Отвлекшись мыслью об отце, я мысленно сравниваю его с Брендоном и Ником. Брендон – суров, хладнокровен, но с дочерью он меняется и становится мягким, ласковым. Для него никто, порой даже супруга, не представляет такой важности, как больная дочь. Держит гнев на всех, но как только заговаривает с дочерью, то словно другой человек. Ник же с виду безразличен к дочери, не показывает чувств, но любит ее больше всего на свете. Сентиментальный, рассудительный, стремящийся к честности в отличие от того же Брендона. А мой отец… видимо, он проявляет – если у него она есть, конечно, – любовь через заботу о карьере. Никогда он не говорил прямо о чувствах отца к сыну, только формальное общение. Особенность его натуры не допускает таких сантиментов.
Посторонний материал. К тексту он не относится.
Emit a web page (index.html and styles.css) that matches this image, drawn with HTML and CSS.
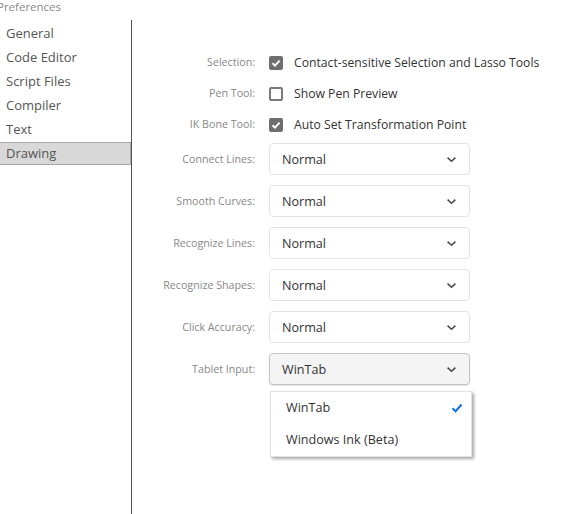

Звонит Ритчелл, узнавая, где я нахожусь. Я сообщаю, чтобы она заехала к нам для срочного дела – передачи посылки от тайного санты.

Я выхожу к двери, с радостью встречая её. Отвечая взаимностью, она заходит, и мы перебрасываемся несколькими фразами о делах каждого.

На дворе – 16-30. Брендон не дал о себе новостей.

Ник храпит, лёжа лицом вверх, ушёл спать раньше, чтобы долгожданное событие наступило скорее. С поражением можно смотреть, как он ждет, ждет всем телом и душой. Подготовился, что скажет дочери. Настоящий отец! Я поступаю также и ложусь на кровать, которую он не занял, мучаясь все в том же кресле. Засыпая, как только лишь соприкасается моё тело к подушке, во мне происходит полное растворение сознания. Но уже через час я просыпаюсь от сонливого бреда.

35Цитата Макиавелли Никколо ди Бернардо (1469 – 1527) – итальянского политического деятеля, писателя, историка.